Update on EA funding
Funding had been allocated from the Environment Agency (subject to further funding approvals), but the Group were advised that this funding had been assigned as at risk of not being spent in the timeframe. This meant that aside from the environmental time pressure to deliver the project, the risk of loss of funding was also a key factor in moving forward to deliver the project.
The Engineering Projects Manager explained the EA funding cycles of six years – the risk was that this project could slip into the next six year programme, which had unknown levels of funding and the scheme would have to bid again. This was unacceptable risk to the scheme. In order to retain the funding, commissioning the detailed design stage would spend some of the allocation which would help secure the overall fund; it also has an opportunity to expedite works on East Beach to allow the Environment Agency’s money to be spent sooner.

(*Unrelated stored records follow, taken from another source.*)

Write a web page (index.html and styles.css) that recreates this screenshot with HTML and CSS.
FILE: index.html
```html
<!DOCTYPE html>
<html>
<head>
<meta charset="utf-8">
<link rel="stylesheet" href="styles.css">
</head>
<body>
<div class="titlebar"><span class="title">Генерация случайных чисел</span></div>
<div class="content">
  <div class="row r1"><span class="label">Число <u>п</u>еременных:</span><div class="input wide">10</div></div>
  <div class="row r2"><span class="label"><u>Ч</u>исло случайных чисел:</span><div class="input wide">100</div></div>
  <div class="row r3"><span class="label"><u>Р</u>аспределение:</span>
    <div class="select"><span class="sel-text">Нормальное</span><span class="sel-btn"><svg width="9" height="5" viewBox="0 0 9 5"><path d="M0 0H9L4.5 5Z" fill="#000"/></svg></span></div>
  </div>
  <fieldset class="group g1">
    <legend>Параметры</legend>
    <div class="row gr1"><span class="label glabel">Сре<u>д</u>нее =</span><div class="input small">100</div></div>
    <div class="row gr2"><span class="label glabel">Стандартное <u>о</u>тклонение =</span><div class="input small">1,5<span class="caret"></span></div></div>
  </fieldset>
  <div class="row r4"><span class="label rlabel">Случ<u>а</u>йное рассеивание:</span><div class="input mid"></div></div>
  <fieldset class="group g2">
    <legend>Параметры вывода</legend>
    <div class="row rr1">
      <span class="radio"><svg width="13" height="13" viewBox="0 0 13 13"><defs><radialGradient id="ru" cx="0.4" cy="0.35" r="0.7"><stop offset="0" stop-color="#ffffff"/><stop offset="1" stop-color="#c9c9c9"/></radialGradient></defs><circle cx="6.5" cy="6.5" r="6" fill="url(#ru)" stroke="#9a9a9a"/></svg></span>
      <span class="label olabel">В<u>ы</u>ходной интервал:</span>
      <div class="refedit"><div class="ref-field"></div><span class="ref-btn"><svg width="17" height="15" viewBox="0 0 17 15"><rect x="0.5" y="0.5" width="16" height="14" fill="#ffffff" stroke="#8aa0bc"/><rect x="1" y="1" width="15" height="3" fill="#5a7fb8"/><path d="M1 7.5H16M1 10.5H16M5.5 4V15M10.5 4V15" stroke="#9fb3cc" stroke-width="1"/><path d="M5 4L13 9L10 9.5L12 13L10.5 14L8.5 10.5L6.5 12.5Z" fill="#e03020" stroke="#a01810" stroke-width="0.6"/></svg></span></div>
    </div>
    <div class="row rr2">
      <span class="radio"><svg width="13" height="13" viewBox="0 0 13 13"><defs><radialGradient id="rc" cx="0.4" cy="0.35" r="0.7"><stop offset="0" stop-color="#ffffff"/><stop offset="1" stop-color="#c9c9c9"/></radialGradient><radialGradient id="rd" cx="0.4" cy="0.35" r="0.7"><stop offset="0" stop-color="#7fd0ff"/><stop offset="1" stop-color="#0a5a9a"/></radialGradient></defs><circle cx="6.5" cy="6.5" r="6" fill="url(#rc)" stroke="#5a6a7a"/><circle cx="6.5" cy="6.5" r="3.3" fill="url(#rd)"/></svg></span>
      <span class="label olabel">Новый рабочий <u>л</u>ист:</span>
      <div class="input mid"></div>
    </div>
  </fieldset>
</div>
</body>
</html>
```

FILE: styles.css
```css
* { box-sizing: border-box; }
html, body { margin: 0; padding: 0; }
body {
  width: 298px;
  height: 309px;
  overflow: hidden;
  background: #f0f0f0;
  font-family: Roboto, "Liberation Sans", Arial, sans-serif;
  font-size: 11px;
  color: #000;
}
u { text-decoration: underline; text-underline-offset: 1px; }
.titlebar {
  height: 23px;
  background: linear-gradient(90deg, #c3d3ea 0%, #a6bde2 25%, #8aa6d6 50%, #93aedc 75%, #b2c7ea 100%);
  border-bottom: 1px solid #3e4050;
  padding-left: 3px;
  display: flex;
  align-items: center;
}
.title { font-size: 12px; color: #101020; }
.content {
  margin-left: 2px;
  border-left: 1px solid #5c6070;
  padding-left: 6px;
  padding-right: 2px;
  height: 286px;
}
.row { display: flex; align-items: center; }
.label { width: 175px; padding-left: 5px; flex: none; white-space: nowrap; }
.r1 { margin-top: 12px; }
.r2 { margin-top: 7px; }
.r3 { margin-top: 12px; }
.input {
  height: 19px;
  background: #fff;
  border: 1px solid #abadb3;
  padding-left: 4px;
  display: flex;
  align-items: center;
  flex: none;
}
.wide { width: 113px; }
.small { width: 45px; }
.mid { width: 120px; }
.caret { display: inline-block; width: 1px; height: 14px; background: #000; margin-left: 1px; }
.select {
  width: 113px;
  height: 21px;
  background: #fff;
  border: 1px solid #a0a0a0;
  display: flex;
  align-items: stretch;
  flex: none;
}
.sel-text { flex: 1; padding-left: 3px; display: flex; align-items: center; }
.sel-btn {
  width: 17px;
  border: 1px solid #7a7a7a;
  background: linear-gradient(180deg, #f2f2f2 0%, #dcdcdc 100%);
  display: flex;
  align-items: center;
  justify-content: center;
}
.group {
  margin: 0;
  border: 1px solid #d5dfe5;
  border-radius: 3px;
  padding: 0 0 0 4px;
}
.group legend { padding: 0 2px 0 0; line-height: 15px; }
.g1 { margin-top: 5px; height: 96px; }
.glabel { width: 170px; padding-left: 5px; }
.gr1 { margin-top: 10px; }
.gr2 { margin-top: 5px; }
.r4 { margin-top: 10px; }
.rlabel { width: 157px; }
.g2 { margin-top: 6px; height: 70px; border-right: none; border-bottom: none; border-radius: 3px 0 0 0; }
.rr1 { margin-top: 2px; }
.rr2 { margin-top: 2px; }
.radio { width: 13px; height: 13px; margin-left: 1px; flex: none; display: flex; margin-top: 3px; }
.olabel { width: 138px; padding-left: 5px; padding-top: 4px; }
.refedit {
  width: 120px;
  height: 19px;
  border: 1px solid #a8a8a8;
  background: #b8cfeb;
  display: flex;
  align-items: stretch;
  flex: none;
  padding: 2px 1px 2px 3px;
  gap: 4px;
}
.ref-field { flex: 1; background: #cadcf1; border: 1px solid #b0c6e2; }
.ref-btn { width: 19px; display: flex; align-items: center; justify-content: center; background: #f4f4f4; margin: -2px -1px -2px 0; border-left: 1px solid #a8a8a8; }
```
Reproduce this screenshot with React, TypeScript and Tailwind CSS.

Seeking advice of which option to take - A,B or C
The Group were asked to express their preference for the next steps of the project, following their discussion on the three possible options – continue with the preferred option; progress an alternative hybrid option; or take no action currently.
The Group were in agreement that the alternative hybrid option should be pursued and requested that the Engineering Projects Manager progresses the project under that option.